** Listed entries **
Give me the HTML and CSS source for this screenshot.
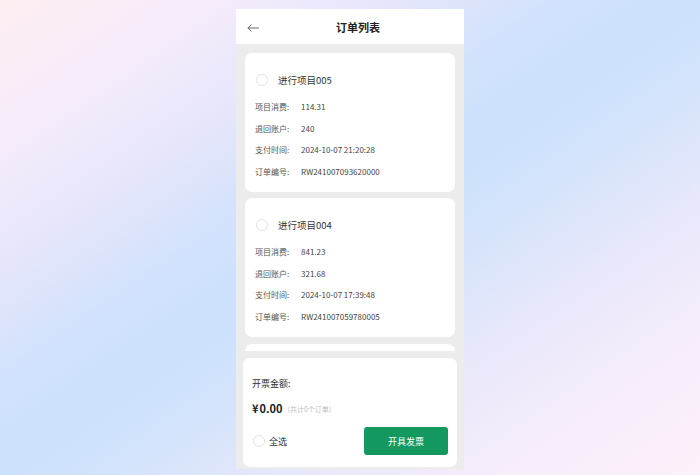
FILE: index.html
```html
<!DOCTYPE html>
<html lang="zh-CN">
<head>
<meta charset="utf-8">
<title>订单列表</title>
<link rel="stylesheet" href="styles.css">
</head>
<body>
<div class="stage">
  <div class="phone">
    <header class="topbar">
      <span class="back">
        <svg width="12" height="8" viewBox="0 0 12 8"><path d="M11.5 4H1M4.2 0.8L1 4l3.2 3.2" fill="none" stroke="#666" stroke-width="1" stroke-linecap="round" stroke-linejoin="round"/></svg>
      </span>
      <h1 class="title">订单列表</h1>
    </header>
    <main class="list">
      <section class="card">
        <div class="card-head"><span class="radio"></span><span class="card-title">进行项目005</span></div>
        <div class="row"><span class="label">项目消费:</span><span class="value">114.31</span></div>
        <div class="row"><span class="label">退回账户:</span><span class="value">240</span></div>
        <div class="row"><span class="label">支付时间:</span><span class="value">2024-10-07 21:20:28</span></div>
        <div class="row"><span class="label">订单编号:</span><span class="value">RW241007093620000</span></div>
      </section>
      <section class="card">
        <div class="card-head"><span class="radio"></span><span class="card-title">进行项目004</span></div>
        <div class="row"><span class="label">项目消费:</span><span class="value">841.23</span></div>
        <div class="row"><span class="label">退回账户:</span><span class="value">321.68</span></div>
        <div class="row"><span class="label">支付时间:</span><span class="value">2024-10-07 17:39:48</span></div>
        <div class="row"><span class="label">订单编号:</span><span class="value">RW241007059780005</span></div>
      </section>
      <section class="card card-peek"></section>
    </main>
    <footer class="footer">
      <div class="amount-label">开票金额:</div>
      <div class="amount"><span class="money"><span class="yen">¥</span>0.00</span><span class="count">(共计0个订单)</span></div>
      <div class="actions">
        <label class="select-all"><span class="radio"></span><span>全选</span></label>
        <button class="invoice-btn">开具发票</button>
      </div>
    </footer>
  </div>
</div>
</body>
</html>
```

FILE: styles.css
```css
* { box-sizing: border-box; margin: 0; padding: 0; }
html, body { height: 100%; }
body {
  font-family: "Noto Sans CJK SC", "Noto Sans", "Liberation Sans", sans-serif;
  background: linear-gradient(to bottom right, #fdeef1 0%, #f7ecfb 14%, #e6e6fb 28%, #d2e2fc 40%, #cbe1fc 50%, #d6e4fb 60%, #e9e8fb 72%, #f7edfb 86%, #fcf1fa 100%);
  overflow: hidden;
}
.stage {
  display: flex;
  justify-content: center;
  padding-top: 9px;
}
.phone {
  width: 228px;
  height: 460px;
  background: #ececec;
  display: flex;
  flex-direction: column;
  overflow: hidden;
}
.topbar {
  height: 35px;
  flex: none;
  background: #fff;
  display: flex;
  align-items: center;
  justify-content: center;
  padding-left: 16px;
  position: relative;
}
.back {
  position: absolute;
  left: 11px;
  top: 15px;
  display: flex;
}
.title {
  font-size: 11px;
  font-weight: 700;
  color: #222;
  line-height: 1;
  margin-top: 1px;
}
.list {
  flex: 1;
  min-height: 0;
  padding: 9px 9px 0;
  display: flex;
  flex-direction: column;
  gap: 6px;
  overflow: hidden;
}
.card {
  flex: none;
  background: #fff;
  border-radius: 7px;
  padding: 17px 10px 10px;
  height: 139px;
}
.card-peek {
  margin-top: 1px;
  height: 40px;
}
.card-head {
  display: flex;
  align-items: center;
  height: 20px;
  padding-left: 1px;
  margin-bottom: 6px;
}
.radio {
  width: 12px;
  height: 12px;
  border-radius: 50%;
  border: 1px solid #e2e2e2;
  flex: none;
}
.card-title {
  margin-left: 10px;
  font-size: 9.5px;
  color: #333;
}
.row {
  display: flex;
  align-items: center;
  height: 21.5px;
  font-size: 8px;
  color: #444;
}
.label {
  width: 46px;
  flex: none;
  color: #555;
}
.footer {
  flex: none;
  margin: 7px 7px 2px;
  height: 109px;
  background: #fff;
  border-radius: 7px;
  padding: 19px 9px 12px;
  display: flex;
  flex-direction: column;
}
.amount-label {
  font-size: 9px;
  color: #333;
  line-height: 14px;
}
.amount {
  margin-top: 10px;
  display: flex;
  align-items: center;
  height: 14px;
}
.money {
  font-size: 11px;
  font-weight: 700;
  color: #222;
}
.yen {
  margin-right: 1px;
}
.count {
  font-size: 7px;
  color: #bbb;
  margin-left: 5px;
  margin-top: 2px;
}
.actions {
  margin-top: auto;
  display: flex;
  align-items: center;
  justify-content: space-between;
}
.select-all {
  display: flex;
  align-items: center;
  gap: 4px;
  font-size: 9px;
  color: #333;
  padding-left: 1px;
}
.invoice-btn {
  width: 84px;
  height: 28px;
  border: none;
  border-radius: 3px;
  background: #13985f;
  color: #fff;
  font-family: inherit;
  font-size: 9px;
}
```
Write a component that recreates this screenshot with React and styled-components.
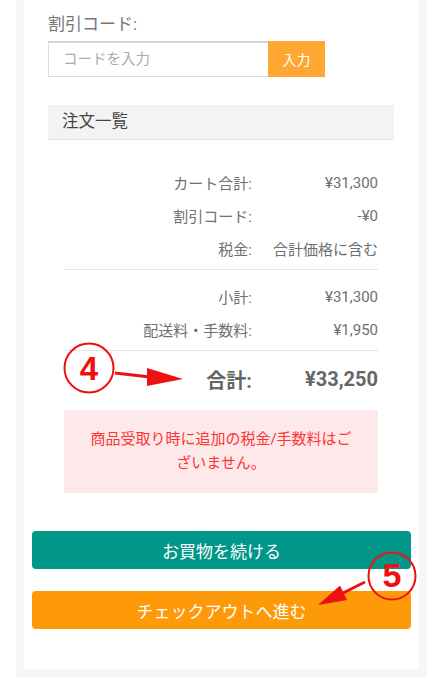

** What is needed **
Without including the pictures, reproduce all entries exactly.

** Problem solution **
Give me the HTML and CSS source for this screenshot.
FILE: index.html
```html
<!DOCTYPE html>
<html lang="zh-CN">
<head>
<meta charset="utf-8">
<title>订单列表</title>
<link rel="stylesheet" href="styles.css">
</head>
<body>
<div class="stage">
  <div class="phone">
    <header class="topbar">
      <span class="back">
        <svg width="12" height="8" viewBox="0 0 12 8"><path d="M11.5 4H1M4.2 0.8L1 4l3.2 3.2" fill="none" stroke="#666" stroke-width="1" stroke-linecap="round" stroke-linejoin="round"/></svg>
      </span>
      <h1 class="title">订单列表</h1>
    </header>
    <main class="list">
      <section class="card">
        <div class="card-head"><span class="radio"></span><span class="card-title">进行项目005</span></div>
        <div class="row"><span class="label">项目消费:</span><span class="value">114.31</span></div>
        <div class="row"><span class="label">退回账户:</span><span class="value">240</span></div>
        <div class="row"><span class="label">支付时间:</span><span class="value">2024-10-07 21:20:28</span></div>
        <div class="row"><span class="label">订单编号:</span><span class="value">RW241007093620000</span></div>
      </section>
      <section class="card">
        <div class="card-head"><span class="radio"></span><span class="card-title">进行项目004</span></div>
        <div class="row"><span class="label">项目消费:</span><span class="value">841.23</span></div>
        <div class="row"><span class="label">退回账户:</span><span class="value">321.68</span></div>
        <div class="row"><span class="label">支付时间:</span><span class="value">2024-10-07 17:39:48</span></div>
        <div class="row"><span class="label">订单编号:</span><span class="value">RW241007059780005</span></div>
      </section>
      <section class="card card-peek"></section>
    </main>
    <footer class="footer">
      <div class="amount-label">开票金额:</div>
      <div class="amount"><span class="money"><span class="yen">¥</span>0.00</span><span class="count">(共计0个订单)</span></div>
      <div class="actions">
        <label class="select-all"><span class="radio"></span><span>全选</span></label>
        <button class="invoice-btn">开具发票</button>
      </div>
    </footer>
  </div>
</div>
</body>
</html>
```

FILE: styles.css
```css
* { box-sizing: border-box; margin: 0; padding: 0; }
html, body { height: 100%; }
body {
  font-family: "Noto Sans CJK SC", "Noto Sans", "Liberation Sans", sans-serif;
  background: linear-gradient(to bottom right, #fdeef1 0%, #f7ecfb 14%, #e6e6fb 28%, #d2e2fc 40%, #cbe1fc 50%, #d6e4fb 60%, #e9e8fb 72%, #f7edfb 86%, #fcf1fa 100%);
  overflow: hidden;
}
.stage {
  display: flex;
  justify-content: center;
  padding-top: 9px;
}
.phone {
  width: 228px;
  height: 460px;
  background: #ececec;
  display: flex;
  flex-direction: column;
  overflow: hidden;
}
.topbar {
  height: 35px;
  flex: none;
  background: #fff;
  display: flex;
  align-items: center;
  justify-content: center;
  padding-left: 16px;
  position: relative;
}
.back {
  position: absolute;
  left: 11px;
  top: 15px;
  display: flex;
}
.title {
  font-size: 11px;
  font-weight: 700;
  color: #222;
  line-height: 1;
  margin-top: 1px;
}
.list {
  flex: 1;
  min-height: 0;
  padding: 9px 9px 0;
  display: flex;
  flex-direction: column;
  gap: 6px;
  overflow: hidden;
}
.card {
  flex: none;
  background: #fff;
  border-radius: 7px;
  padding: 17px 10px 10px;
  height: 139px;
}
.card-peek {
  margin-top: 1px;
  height: 40px;
}
.card-head {
  display: flex;
  align-items: center;
  height: 20px;
  padding-left: 1px;
  margin-bottom: 6px;
}
.radio {
  width: 12px;
  height: 12px;
  border-radius: 50%;
  border: 1px solid #e2e2e2;
  flex: none;
}
.card-title {
  margin-left: 10px;
  font-size: 9.5px;
  color: #333;
}
.row {
  display: flex;
  align-items: center;
  height: 21.5px;
  font-size: 8px;
  color: #444;
}
.label {
  width: 46px;
  flex: none;
  color: #555;
}
.footer {
  flex: none;
  margin: 7px 7px 2px;
  height: 109px;
  background: #fff;
  border-radius: 7px;
  padding: 19px 9px 12px;
  display: flex;
  flex-direction: column;
}
.amount-label {
  font-size: 9px;
  color: #333;
  line-height: 14px;
}
.amount {
  margin-top: 10px;
  display: flex;
  align-items: center;
  height: 14px;
}
.money {
  font-size: 11px;
  font-weight: 700;
  color: #222;
}
.yen {
  margin-right: 1px;
}
.count {
  font-size: 7px;
  color: #bbb;
  margin-left: 5px;
  margin-top: 2px;
}
.actions {
  margin-top: auto;
  display: flex;
  align-items: center;
  justify-content: space-between;
}
.select-all {
  display: flex;
  align-items: center;
  gap: 4px;
  font-size: 9px;
  color: #333;
  padding-left: 1px;
}
.invoice-btn {
  width: 84px;
  height: 28px;
  border: none;
  border-radius: 3px;
  background: #13985f;
  color: #fff;
  font-family: inherit;
  font-size: 9px;
}
```
Write a component that recreates this screenshot with React and styled-components.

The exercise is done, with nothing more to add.